### Part of a data file
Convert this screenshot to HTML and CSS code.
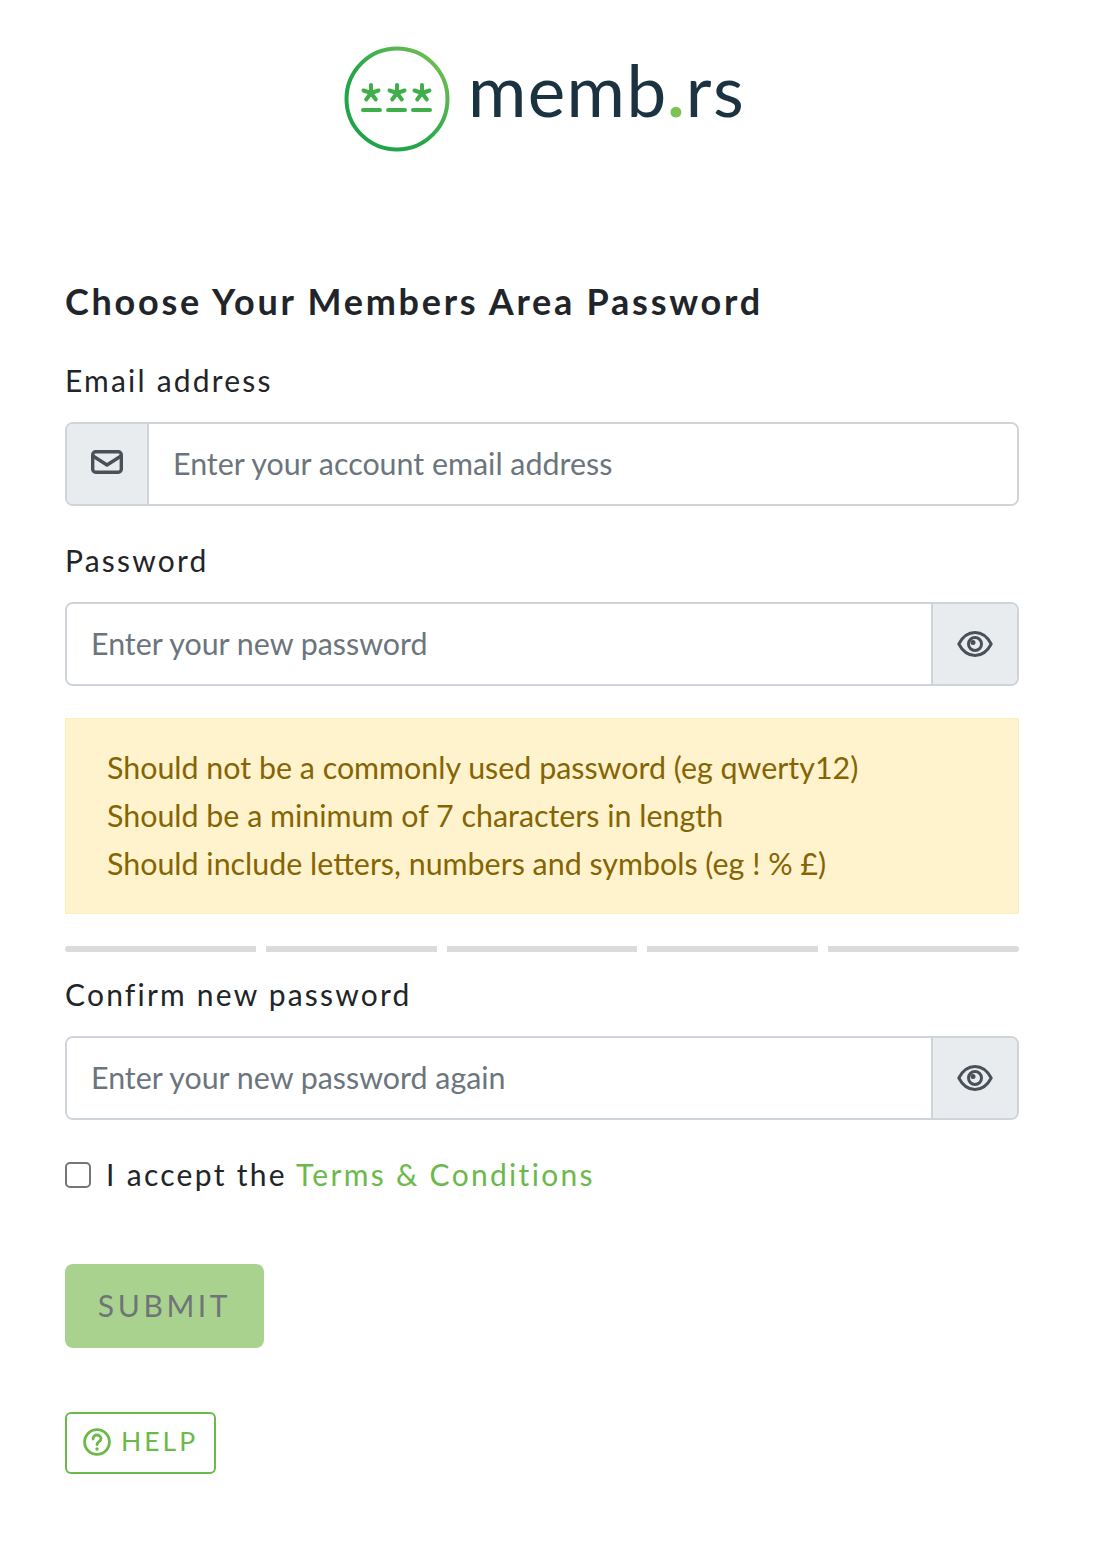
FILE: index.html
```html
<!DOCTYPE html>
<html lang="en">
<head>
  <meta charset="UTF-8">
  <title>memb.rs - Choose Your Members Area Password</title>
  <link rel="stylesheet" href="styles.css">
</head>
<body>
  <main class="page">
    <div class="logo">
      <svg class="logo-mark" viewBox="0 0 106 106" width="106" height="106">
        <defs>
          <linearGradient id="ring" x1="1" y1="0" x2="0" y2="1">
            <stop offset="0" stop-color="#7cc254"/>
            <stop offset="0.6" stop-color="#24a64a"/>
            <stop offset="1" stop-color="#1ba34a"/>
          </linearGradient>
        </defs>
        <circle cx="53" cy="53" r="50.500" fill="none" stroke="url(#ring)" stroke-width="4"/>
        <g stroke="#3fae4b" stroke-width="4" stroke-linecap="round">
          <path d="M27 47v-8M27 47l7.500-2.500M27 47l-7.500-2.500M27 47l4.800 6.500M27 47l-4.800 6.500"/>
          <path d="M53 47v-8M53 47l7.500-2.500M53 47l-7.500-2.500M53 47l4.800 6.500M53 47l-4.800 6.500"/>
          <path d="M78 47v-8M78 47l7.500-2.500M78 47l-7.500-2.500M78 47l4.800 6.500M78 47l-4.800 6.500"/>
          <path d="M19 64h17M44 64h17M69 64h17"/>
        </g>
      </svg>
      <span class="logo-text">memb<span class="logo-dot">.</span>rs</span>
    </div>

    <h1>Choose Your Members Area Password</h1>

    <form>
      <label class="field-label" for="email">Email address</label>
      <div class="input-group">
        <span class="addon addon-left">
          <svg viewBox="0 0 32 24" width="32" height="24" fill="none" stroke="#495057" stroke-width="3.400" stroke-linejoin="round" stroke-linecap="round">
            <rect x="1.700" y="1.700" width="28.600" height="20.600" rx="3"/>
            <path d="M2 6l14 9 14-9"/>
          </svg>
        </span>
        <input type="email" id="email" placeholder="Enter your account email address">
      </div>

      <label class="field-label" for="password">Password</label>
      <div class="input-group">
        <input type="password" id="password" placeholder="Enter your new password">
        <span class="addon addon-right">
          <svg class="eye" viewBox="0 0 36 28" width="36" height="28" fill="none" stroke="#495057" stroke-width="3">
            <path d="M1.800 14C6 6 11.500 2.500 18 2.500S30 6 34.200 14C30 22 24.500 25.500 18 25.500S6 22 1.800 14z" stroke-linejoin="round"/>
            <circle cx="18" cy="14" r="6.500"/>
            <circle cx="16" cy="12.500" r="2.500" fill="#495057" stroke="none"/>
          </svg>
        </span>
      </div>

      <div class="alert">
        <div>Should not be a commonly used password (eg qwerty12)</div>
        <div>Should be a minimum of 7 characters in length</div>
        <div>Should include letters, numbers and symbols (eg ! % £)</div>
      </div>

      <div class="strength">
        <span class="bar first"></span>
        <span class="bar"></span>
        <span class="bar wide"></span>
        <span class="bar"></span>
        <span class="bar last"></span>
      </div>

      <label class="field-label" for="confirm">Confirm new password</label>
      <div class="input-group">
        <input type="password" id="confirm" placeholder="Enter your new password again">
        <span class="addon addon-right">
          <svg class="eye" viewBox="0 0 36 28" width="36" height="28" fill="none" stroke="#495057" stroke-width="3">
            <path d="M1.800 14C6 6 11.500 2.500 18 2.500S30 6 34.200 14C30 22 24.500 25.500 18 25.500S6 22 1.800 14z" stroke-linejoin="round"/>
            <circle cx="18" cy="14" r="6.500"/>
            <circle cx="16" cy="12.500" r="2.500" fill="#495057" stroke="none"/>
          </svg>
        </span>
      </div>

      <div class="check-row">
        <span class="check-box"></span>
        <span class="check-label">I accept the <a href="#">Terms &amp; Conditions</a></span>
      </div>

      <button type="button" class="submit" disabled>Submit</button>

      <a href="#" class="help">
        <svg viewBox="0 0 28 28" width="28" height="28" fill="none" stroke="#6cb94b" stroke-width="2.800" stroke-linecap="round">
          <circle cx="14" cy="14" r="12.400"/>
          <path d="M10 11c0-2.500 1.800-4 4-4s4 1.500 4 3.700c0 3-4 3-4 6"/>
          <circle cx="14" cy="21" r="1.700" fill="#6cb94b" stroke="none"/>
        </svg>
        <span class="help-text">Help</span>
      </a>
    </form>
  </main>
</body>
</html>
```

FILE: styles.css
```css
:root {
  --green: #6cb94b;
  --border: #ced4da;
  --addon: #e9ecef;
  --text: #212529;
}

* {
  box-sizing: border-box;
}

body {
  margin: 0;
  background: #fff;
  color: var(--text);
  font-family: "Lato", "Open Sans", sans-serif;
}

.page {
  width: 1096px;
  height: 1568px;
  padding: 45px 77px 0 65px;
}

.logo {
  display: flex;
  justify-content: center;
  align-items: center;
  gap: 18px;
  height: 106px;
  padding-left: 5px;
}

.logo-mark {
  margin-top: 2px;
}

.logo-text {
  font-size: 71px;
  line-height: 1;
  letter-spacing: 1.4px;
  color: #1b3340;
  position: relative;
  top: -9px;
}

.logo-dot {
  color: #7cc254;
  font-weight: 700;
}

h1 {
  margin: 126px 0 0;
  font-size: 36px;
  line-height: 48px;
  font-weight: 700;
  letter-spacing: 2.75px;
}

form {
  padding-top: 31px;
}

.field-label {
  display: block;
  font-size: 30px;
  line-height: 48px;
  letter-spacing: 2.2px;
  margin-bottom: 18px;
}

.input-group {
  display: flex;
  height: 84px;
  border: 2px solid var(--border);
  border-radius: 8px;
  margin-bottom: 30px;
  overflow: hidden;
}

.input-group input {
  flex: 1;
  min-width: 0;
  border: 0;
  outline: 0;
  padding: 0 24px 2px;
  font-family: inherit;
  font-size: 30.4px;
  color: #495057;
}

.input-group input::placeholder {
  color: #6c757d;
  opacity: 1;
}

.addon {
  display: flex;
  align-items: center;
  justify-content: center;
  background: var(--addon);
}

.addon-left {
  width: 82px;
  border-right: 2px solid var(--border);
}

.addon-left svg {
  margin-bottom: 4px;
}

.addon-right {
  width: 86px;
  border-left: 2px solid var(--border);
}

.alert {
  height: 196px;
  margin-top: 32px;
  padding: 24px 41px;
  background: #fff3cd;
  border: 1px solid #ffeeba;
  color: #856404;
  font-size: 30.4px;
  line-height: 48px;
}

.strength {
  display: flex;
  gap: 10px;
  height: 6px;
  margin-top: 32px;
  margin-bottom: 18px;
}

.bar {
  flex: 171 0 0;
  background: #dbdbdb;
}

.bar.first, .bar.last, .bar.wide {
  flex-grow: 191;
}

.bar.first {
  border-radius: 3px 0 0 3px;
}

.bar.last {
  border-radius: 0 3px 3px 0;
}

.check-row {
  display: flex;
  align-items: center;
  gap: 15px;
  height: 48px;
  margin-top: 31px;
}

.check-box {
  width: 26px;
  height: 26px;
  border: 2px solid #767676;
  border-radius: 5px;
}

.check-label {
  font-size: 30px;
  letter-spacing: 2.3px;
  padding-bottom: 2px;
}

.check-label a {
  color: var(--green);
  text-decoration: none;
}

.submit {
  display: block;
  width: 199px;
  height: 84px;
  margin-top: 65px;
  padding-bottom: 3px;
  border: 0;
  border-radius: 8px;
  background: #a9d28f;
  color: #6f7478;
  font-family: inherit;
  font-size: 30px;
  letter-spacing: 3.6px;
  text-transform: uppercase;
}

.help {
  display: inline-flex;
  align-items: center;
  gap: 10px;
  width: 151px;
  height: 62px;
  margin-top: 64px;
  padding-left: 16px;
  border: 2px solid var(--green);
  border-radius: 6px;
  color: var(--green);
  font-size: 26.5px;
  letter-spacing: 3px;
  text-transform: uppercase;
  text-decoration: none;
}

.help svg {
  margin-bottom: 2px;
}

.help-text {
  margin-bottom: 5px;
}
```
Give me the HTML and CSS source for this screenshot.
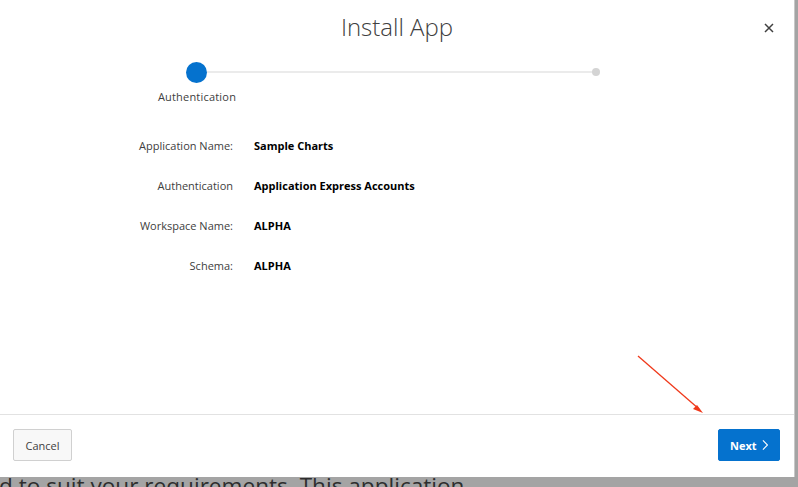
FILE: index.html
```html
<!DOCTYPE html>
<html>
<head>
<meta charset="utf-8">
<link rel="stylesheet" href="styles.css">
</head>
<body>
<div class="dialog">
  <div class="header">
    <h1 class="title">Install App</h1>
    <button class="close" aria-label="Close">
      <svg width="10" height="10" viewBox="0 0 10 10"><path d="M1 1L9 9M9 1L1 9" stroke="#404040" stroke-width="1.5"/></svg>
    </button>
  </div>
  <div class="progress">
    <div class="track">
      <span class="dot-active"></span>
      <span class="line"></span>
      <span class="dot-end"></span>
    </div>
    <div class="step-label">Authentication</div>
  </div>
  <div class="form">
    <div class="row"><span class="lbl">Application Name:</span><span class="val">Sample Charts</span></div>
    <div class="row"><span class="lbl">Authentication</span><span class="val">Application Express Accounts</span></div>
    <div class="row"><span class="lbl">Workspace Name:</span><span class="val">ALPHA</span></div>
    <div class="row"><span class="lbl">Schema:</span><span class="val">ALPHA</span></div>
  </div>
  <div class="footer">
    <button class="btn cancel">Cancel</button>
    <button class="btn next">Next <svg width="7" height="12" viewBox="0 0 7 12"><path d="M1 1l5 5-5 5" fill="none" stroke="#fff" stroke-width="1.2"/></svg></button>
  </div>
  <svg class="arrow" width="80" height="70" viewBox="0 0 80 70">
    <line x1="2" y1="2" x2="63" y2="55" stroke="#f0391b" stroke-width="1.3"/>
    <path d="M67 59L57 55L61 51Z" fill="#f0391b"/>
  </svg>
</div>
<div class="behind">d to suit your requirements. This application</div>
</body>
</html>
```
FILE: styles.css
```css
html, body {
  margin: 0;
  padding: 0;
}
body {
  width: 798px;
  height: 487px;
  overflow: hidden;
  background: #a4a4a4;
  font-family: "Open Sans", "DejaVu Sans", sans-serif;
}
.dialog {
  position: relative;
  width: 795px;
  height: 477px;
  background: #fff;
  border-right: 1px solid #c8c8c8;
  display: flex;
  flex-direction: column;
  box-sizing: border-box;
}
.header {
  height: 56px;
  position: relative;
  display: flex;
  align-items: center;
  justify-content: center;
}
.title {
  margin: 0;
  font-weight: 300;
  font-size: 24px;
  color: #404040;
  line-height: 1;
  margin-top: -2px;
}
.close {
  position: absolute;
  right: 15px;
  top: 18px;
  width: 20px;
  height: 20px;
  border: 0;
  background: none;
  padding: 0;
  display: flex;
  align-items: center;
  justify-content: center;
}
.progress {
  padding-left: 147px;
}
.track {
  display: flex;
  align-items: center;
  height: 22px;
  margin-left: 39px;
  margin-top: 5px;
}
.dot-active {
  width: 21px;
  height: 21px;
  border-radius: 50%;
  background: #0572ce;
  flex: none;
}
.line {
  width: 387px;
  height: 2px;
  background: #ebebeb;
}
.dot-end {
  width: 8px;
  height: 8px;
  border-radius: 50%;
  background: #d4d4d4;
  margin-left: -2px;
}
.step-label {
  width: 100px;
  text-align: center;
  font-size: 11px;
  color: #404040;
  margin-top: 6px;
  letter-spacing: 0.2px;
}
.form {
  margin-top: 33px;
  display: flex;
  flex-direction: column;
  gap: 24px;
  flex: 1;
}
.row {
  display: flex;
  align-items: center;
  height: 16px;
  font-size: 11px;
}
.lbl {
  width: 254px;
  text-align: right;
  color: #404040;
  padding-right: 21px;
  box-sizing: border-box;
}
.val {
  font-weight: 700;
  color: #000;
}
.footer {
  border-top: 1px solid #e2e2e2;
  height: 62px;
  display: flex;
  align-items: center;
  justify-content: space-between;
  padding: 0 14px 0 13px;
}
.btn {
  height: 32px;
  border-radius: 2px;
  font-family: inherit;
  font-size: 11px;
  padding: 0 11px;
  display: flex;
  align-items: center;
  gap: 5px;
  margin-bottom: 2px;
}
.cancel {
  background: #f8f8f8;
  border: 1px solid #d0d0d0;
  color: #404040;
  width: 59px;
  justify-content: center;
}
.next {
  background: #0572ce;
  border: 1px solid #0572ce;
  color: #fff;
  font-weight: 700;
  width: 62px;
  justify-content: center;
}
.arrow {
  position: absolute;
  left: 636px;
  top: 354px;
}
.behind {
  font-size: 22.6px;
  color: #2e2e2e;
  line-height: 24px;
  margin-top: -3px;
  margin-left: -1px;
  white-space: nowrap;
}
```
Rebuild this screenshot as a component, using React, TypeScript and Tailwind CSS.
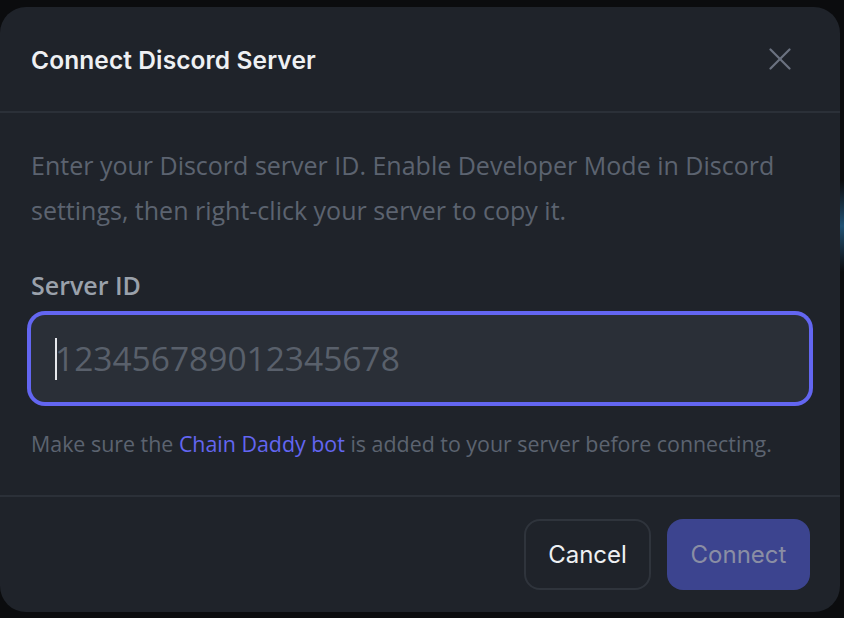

### STATED GOAL
Copy out each line in the listing that has the word "screenshot".

### EXERCISE ANSWER
Convert this screenshot to HTML and CSS code.
Give me the HTML and CSS source for this screenshot.
Rebuild this screenshot as a component, using React, TypeScript and Tailwind CSS.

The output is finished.